▶ _WHAT YOU ARE ASKED TO DO_
Reproduce all entries verbatim, with nothing added or dropped.

▶ _DATASET ENTRIES_
begin

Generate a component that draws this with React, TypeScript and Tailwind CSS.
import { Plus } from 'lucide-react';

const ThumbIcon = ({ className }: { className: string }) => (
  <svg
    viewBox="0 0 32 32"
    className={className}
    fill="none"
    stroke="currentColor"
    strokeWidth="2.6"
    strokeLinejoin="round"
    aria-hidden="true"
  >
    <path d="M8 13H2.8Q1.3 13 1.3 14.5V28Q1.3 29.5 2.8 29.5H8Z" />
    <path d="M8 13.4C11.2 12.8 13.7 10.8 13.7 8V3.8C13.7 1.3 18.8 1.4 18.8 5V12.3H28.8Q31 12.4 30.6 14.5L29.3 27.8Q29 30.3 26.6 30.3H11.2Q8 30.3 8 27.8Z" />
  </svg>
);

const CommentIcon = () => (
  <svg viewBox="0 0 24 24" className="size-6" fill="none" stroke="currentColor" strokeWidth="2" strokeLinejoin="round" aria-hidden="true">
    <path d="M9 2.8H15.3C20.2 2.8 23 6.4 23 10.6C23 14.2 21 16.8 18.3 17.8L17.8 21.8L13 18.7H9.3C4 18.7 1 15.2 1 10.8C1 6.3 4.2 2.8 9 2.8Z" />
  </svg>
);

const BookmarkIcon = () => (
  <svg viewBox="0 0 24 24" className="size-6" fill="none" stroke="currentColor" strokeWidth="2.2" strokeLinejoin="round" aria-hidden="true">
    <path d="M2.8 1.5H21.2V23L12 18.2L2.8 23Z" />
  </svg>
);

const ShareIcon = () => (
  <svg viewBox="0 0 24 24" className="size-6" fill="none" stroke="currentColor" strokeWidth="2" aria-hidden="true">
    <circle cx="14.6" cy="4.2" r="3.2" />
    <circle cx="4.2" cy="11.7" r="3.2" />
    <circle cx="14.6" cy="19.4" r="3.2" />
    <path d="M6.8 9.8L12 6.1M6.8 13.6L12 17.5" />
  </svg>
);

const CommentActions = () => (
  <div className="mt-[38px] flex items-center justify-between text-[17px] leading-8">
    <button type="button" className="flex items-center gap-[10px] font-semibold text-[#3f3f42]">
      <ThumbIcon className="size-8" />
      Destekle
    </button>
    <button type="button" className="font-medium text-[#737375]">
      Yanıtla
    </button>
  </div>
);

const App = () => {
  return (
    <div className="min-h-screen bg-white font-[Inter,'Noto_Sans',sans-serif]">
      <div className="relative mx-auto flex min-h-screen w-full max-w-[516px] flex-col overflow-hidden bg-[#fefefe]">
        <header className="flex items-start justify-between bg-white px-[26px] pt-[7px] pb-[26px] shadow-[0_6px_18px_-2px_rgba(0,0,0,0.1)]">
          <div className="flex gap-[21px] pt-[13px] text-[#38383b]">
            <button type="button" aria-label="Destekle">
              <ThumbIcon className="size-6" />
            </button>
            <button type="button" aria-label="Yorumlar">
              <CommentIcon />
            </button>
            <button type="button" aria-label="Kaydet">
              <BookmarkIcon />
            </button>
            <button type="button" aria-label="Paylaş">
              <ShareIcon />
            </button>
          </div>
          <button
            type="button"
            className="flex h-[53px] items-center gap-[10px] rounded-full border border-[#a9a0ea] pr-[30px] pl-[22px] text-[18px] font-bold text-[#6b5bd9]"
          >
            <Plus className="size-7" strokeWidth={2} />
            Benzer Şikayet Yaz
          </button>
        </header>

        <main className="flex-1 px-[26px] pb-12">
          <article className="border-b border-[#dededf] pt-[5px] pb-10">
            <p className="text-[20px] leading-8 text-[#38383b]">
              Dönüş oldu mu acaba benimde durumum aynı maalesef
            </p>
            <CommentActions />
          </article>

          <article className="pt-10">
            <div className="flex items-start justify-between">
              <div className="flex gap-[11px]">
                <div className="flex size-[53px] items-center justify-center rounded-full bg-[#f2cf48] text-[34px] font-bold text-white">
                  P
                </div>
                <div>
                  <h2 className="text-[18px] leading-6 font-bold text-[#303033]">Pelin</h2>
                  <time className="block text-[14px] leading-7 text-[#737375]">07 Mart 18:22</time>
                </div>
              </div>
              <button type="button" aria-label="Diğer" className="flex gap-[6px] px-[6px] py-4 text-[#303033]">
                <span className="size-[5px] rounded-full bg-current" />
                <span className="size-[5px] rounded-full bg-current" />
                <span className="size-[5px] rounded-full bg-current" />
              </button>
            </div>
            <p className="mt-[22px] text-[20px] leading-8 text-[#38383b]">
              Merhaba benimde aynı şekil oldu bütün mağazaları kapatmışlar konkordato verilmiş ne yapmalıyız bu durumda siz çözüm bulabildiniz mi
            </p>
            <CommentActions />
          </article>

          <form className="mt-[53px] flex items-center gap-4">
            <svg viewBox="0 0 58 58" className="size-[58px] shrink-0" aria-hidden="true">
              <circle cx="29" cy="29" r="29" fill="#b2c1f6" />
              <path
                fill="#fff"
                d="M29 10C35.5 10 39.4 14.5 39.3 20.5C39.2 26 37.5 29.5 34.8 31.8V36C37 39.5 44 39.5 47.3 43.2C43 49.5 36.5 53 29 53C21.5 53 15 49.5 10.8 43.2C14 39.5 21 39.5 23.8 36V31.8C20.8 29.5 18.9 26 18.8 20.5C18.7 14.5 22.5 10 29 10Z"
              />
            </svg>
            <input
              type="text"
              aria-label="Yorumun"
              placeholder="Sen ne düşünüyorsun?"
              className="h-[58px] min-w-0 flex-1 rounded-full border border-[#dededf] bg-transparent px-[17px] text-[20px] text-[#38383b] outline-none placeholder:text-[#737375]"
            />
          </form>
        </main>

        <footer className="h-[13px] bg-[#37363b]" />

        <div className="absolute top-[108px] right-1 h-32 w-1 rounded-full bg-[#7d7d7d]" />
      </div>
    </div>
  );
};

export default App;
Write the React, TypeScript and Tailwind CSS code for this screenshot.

end

▶ _ANSWER TO THIS EXERCISE_
Generate a component that draws this with React, TypeScript and Tailwind CSS.
import { Plus } from 'lucide-react';

const ThumbIcon = ({ className }: { className: string }) => (
  <svg
    viewBox="0 0 32 32"
    className={className}
    fill="none"
    stroke="currentColor"
    strokeWidth="2.6"
    strokeLinejoin="round"
    aria-hidden="true"
  >
    <path d="M8 13H2.8Q1.3 13 1.3 14.5V28Q1.3 29.5 2.8 29.5H8Z" />
    <path d="M8 13.4C11.2 12.8 13.7 10.8 13.7 8V3.8C13.7 1.3 18.8 1.4 18.8 5V12.3H28.8Q31 12.4 30.6 14.5L29.3 27.8Q29 30.3 26.6 30.3H11.2Q8 30.3 8 27.8Z" />
  </svg>
);

const CommentIcon = () => (
  <svg viewBox="0 0 24 24" className="size-6" fill="none" stroke="currentColor" strokeWidth="2" strokeLinejoin="round" aria-hidden="true">
    <path d="M9 2.8H15.3C20.2 2.8 23 6.4 23 10.6C23 14.2 21 16.8 18.3 17.8L17.8 21.8L13 18.7H9.3C4 18.7 1 15.2 1 10.8C1 6.3 4.2 2.8 9 2.8Z" />
  </svg>
);

const BookmarkIcon = () => (
  <svg viewBox="0 0 24 24" className="size-6" fill="none" stroke="currentColor" strokeWidth="2.2" strokeLinejoin="round" aria-hidden="true">
    <path d="M2.8 1.5H21.2V23L12 18.2L2.8 23Z" />
  </svg>
);

const ShareIcon = () => (
  <svg viewBox="0 0 24 24" className="size-6" fill="none" stroke="currentColor" strokeWidth="2" aria-hidden="true">
    <circle cx="14.6" cy="4.2" r="3.2" />
    <circle cx="4.2" cy="11.7" r="3.2" />
    <circle cx="14.6" cy="19.4" r="3.2" />
    <path d="M6.8 9.8L12 6.1M6.8 13.6L12 17.5" />
  </svg>
);

const CommentActions = () => (
  <div className="mt-[38px] flex items-center justify-between text-[17px] leading-8">
    <button type="button" className="flex items-center gap-[10px] font-semibold text-[#3f3f42]">
      <ThumbIcon className="size-8" />
      Destekle
    </button>
    <button type="button" className="font-medium text-[#737375]">
      Yanıtla
    </button>
  </div>
);

const App = () => {
  return (
    <div className="min-h-screen bg-white font-[Inter,'Noto_Sans',sans-serif]">
      <div className="relative mx-auto flex min-h-screen w-full max-w-[516px] flex-col overflow-hidden bg-[#fefefe]">
        <header className="flex items-start justify-between bg-white px-[26px] pt-[7px] pb-[26px] shadow-[0_6px_18px_-2px_rgba(0,0,0,0.1)]">
          <div className="flex gap-[21px] pt-[13px] text-[#38383b]">
            <button type="button" aria-label="Destekle">
              <ThumbIcon className="size-6" />
            </button>
            <button type="button" aria-label="Yorumlar">
              <CommentIcon />
            </button>
            <button type="button" aria-label="Kaydet">
              <BookmarkIcon />
            </button>
            <button type="button" aria-label="Paylaş">
              <ShareIcon />
            </button>
          </div>
          <button
            type="button"
            className="flex h-[53px] items-center gap-[10px] rounded-full border border-[#a9a0ea] pr-[30px] pl-[22px] text-[18px] font-bold text-[#6b5bd9]"
          >
            <Plus className="size-7" strokeWidth={2} />
            Benzer Şikayet Yaz
          </button>
        </header>

        <main className="flex-1 px-[26px] pb-12">
          <article className="border-b border-[#dededf] pt-[5px] pb-10">
            <p className="text-[20px] leading-8 text-[#38383b]">
              Dönüş oldu mu acaba benimde durumum aynı maalesef
            </p>
            <CommentActions />
          </article>

          <article className="pt-10">
            <div className="flex items-start justify-between">
              <div className="flex gap-[11px]">
                <div className="flex size-[53px] items-center justify-center rounded-full bg-[#f2cf48] text-[34px] font-bold text-white">
                  P
                </div>
                <div>
                  <h2 className="text-[18px] leading-6 font-bold text-[#303033]">Pelin</h2>
                  <time className="block text-[14px] leading-7 text-[#737375]">07 Mart 18:22</time>
                </div>
              </div>
              <button type="button" aria-label="Diğer" className="flex gap-[6px] px-[6px] py-4 text-[#303033]">
                <span className="size-[5px] rounded-full bg-current" />
                <span className="size-[5px] rounded-full bg-current" />
                <span className="size-[5px] rounded-full bg-current" />
              </button>
            </div>
            <p className="mt-[22px] text-[20px] leading-8 text-[#38383b]">
              Merhaba benimde aynı şekil oldu bütün mağazaları kapatmışlar konkordato verilmiş ne yapmalıyız bu durumda siz çözüm bulabildiniz mi
            </p>
            <CommentActions />
          </article>

          <form className="mt-[53px] flex items-center gap-4">
            <svg viewBox="0 0 58 58" className="size-[58px] shrink-0" aria-hidden="true">
              <circle cx="29" cy="29" r="29" fill="#b2c1f6" />
              <path
                fill="#fff"
                d="M29 10C35.5 10 39.4 14.5 39.3 20.5C39.2 26 37.5 29.5 34.8 31.8V36C37 39.5 44 39.5 47.3 43.2C43 49.5 36.5 53 29 53C21.5 53 15 49.5 10.8 43.2C14 39.5 21 39.5 23.8 36V31.8C20.8 29.5 18.9 26 18.8 20.5C18.7 14.5 22.5 10 29 10Z"
              />
            </svg>
            <input
              type="text"
              aria-label="Yorumun"
              placeholder="Sen ne düşünüyorsun?"
              className="h-[58px] min-w-0 flex-1 rounded-full border border-[#dededf] bg-transparent px-[17px] text-[20px] text-[#38383b] outline-none placeholder:text-[#737375]"
            />
          </form>
        </main>

        <footer className="h-[13px] bg-[#37363b]" />

        <div className="absolute top-[108px] right-1 h-32 w-1 rounded-full bg-[#7d7d7d]" />
      </div>
    </div>
  );
};

export default App;
Write the React, TypeScript and Tailwind CSS code for this screenshot.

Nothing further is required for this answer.